Entries with page source code:
|---|

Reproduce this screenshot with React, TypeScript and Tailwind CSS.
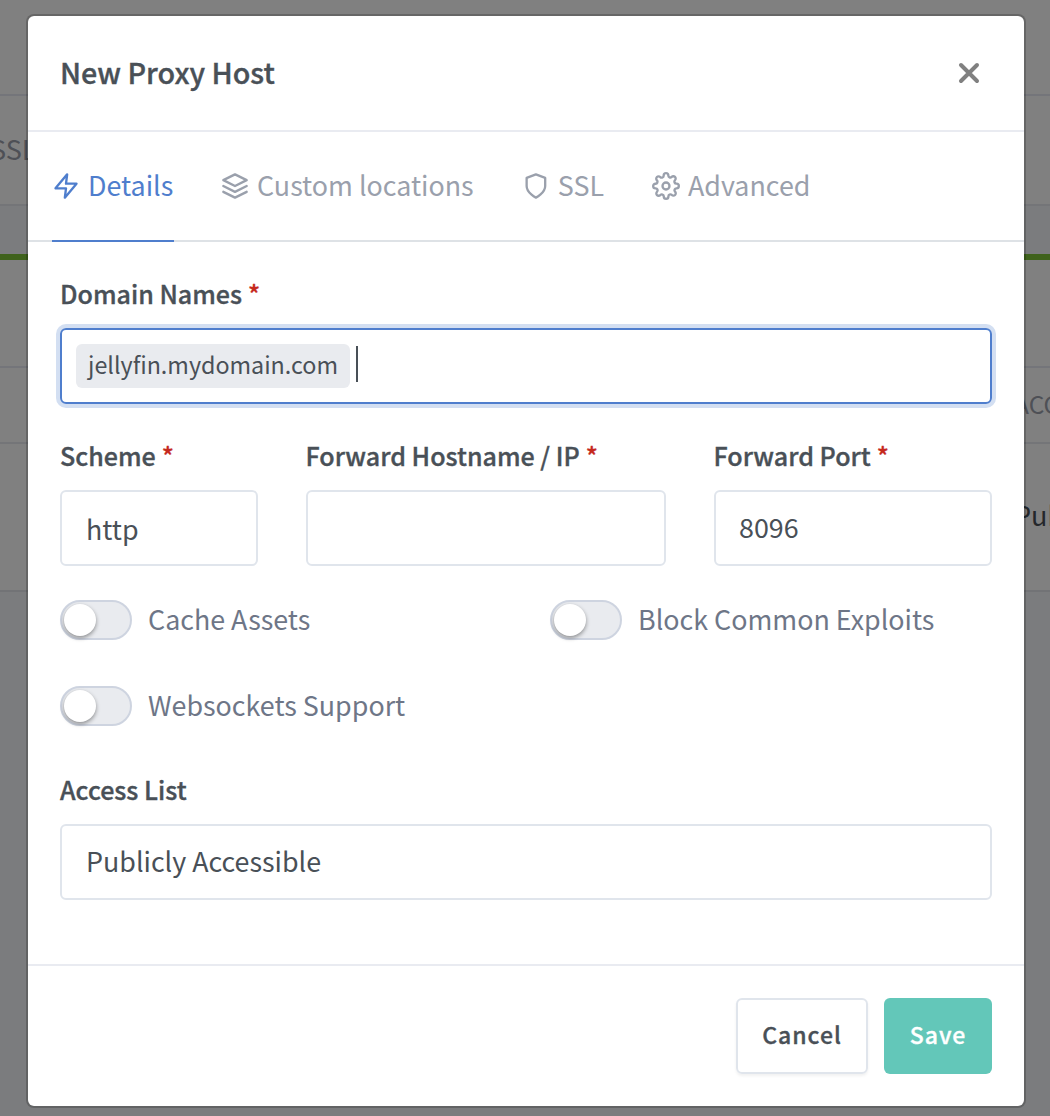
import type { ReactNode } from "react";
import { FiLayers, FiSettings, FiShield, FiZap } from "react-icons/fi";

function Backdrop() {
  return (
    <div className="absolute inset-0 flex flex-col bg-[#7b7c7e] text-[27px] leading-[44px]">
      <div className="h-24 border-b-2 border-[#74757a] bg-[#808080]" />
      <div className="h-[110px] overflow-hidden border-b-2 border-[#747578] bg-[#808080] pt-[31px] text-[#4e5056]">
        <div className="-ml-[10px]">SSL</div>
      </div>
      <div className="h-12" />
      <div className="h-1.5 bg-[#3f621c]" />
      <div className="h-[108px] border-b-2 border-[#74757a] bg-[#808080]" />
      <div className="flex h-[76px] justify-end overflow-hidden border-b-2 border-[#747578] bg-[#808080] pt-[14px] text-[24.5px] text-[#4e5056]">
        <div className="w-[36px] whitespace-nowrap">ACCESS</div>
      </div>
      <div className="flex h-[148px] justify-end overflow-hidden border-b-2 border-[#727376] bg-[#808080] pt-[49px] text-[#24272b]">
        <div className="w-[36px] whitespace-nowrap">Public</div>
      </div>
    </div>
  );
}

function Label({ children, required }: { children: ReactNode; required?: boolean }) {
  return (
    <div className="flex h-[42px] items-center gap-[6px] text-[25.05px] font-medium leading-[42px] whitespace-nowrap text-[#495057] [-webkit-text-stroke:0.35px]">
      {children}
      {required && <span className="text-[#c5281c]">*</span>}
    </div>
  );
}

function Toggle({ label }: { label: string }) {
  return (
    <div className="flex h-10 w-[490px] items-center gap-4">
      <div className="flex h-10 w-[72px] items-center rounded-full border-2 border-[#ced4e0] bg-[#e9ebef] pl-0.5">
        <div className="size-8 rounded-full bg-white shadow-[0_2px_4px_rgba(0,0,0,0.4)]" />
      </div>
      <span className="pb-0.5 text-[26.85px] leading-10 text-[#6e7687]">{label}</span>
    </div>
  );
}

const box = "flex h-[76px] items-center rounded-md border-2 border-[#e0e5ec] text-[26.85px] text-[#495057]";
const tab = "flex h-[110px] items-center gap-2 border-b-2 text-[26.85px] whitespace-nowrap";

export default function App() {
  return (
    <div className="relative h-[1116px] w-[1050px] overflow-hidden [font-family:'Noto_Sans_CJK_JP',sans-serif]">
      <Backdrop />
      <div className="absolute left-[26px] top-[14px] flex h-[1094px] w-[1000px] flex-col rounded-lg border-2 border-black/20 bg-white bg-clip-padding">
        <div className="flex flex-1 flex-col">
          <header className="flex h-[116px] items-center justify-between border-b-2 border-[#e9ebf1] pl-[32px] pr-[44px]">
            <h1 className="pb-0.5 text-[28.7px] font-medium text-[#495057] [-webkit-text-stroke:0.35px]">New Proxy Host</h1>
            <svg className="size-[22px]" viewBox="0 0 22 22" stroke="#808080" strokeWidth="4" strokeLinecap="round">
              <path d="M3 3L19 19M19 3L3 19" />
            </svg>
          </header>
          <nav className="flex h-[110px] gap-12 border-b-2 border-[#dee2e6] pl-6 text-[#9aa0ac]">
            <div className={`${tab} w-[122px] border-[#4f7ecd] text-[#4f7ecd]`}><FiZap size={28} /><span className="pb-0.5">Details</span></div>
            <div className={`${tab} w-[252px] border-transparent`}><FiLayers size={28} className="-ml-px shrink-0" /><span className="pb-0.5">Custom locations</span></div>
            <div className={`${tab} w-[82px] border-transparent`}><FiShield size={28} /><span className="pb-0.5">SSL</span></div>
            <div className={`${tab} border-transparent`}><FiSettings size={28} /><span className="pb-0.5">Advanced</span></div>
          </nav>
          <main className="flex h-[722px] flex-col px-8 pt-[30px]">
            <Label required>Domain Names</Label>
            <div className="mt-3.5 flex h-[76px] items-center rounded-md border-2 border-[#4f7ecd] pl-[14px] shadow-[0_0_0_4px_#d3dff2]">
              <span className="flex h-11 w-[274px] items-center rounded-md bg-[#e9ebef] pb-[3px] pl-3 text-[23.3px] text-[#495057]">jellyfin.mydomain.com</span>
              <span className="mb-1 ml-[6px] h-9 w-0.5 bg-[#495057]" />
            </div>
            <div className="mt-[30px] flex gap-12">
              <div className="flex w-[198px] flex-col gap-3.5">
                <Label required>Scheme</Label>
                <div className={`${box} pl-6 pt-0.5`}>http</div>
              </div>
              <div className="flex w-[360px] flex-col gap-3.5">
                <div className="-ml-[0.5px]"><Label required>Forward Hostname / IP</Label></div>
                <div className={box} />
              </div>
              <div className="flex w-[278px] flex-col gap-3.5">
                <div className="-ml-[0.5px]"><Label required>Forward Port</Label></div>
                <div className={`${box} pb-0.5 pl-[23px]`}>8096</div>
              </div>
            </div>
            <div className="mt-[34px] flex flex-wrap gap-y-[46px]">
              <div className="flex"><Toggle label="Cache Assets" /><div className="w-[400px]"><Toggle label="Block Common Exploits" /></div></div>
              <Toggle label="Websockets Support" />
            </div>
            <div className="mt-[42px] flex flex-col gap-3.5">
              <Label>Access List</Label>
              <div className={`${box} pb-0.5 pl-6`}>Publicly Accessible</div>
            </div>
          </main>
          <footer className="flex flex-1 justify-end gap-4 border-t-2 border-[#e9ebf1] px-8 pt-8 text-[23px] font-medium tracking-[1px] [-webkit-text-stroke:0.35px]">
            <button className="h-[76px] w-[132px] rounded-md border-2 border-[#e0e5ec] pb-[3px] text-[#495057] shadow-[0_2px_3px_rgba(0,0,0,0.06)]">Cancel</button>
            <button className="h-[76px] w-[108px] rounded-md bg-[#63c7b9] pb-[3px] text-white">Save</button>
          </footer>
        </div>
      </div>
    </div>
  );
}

|---|

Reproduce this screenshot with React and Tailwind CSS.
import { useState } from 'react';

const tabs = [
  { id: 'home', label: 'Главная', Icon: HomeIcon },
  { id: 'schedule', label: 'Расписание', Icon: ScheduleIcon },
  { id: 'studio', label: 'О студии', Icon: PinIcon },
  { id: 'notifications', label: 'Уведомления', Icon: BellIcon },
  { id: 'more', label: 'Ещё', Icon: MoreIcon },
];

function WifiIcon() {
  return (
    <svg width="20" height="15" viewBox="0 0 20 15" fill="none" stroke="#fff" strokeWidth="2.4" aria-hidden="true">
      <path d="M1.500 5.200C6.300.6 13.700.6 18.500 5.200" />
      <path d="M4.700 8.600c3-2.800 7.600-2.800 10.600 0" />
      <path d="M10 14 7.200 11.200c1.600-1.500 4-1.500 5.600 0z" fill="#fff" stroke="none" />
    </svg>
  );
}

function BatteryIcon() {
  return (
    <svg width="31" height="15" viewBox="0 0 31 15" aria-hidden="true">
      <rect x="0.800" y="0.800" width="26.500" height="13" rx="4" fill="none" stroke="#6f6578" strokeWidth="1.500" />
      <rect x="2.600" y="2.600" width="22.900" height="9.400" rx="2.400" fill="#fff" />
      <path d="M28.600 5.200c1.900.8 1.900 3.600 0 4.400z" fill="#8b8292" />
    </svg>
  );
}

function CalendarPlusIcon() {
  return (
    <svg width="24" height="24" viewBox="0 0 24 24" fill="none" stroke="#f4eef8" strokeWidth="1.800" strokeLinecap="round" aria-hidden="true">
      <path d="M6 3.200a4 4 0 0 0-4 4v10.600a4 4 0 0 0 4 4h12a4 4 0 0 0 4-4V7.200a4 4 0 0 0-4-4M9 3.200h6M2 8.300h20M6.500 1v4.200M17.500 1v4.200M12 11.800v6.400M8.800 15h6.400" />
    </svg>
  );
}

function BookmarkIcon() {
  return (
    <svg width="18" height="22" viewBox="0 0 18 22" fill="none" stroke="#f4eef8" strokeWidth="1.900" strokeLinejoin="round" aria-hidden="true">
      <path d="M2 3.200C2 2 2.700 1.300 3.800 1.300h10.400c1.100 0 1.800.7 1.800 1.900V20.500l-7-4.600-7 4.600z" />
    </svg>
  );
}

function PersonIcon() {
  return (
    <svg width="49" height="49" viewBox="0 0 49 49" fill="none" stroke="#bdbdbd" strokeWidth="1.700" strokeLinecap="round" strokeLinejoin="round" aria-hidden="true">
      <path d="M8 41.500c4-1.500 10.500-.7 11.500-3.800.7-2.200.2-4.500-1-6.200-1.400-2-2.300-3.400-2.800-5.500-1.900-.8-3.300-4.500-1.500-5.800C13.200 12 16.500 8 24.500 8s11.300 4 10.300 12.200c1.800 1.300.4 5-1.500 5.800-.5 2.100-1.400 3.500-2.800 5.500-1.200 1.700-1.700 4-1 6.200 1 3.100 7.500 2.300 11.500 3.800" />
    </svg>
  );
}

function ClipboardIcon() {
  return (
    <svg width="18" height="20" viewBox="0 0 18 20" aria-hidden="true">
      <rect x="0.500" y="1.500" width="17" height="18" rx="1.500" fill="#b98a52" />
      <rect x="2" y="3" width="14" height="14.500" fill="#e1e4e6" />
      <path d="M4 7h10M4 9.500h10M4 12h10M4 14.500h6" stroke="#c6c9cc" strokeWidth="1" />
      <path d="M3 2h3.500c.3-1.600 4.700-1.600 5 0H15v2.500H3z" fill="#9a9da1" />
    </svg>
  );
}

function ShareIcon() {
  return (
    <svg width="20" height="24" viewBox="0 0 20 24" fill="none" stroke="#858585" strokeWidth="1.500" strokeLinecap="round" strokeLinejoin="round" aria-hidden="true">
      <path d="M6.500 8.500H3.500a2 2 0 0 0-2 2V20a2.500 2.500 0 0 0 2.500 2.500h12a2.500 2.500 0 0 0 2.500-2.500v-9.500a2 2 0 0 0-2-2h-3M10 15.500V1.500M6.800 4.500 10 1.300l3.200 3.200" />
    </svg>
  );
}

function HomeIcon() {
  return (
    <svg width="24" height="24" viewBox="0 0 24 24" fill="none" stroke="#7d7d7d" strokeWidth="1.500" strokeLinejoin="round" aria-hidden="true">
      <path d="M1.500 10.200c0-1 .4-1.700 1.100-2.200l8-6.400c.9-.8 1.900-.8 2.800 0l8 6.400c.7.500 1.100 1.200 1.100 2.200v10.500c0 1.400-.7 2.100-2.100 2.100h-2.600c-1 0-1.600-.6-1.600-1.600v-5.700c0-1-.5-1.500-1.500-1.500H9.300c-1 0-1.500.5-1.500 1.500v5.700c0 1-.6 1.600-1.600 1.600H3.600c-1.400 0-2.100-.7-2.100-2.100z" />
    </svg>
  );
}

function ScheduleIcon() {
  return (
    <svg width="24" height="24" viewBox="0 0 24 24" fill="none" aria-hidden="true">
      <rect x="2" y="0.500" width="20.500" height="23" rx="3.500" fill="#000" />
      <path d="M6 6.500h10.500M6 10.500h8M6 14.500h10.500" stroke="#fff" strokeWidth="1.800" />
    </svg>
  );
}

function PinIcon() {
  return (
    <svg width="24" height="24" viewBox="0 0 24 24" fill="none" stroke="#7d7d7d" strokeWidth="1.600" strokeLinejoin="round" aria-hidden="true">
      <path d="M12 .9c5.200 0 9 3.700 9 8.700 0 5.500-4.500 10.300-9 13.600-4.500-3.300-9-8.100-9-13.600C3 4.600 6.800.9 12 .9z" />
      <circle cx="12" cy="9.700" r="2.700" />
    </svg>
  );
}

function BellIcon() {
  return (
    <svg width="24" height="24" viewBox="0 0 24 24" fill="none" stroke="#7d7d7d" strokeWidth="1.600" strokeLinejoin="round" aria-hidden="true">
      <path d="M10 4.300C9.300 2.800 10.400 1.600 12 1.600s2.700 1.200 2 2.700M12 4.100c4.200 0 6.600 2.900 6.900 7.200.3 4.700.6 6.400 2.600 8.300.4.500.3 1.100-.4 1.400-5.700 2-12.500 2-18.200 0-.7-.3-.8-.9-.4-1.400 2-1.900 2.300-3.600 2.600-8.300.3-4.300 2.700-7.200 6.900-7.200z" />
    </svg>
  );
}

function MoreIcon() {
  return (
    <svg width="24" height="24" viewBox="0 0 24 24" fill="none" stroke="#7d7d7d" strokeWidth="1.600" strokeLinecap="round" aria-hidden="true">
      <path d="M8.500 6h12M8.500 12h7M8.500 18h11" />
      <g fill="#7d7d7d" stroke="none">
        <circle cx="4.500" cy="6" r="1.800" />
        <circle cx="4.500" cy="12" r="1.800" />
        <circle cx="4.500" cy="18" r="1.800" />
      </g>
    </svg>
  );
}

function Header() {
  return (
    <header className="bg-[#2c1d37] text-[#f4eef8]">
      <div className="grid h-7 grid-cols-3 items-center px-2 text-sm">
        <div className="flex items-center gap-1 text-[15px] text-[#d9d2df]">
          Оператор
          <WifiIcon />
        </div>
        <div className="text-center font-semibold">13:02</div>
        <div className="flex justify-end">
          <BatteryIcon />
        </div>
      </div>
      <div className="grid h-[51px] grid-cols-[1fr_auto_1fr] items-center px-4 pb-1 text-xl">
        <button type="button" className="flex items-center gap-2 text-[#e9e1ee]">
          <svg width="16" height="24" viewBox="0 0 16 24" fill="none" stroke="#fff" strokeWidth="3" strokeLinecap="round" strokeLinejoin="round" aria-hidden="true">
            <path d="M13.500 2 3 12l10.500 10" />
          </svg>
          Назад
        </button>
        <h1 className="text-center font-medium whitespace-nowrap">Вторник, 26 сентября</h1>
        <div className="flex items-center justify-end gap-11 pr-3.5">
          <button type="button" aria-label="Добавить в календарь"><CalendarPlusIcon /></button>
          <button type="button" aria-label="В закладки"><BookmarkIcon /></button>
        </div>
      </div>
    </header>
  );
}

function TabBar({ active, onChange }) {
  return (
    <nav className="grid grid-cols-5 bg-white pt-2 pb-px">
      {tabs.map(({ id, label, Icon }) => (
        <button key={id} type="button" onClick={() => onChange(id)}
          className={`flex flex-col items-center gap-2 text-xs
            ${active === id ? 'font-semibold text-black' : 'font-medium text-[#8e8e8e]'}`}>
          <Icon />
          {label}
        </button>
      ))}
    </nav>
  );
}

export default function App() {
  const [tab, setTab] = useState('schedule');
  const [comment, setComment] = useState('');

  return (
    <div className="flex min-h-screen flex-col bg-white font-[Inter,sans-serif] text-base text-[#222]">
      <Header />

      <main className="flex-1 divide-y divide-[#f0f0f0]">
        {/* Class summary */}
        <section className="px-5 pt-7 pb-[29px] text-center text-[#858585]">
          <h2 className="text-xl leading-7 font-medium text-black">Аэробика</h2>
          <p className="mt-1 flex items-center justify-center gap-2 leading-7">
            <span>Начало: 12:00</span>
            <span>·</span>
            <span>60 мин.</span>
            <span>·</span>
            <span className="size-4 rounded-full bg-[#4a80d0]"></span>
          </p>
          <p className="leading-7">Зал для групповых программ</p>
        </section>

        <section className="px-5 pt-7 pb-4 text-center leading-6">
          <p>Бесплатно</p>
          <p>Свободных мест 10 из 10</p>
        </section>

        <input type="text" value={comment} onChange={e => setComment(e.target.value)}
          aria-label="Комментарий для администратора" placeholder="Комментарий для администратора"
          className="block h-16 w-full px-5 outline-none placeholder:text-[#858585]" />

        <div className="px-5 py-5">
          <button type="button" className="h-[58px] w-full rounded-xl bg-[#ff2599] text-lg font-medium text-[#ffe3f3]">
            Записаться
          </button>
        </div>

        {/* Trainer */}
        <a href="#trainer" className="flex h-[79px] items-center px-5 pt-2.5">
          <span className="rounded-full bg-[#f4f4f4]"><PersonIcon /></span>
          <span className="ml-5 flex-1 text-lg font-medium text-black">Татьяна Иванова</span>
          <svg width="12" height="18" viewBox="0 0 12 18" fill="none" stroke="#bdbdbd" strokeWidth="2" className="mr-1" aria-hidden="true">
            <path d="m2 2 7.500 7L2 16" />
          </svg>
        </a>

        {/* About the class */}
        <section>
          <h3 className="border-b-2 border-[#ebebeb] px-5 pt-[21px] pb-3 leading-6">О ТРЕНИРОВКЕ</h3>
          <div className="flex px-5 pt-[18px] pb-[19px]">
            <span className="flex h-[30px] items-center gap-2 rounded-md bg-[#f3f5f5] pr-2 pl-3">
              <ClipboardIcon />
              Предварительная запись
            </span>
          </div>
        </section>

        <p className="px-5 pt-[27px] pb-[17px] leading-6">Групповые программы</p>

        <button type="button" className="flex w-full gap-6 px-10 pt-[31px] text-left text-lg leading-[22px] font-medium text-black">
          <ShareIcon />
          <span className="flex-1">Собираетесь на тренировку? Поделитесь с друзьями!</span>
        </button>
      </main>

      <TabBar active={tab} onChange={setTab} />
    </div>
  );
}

|---|

* Aim: Copy word for word only the lines above from the one with "Reproduce this screenshot with React, TypeScript" through the one with "FiSettings, FiShield, FiZap". Leave pictures out.

* Reply:
Reproduce this screenshot with React, TypeScript and Tailwind CSS.
import type { ReactNode } from "react";
import { FiLayers, FiSettings, FiShield, FiZap } from "react-icons/fi";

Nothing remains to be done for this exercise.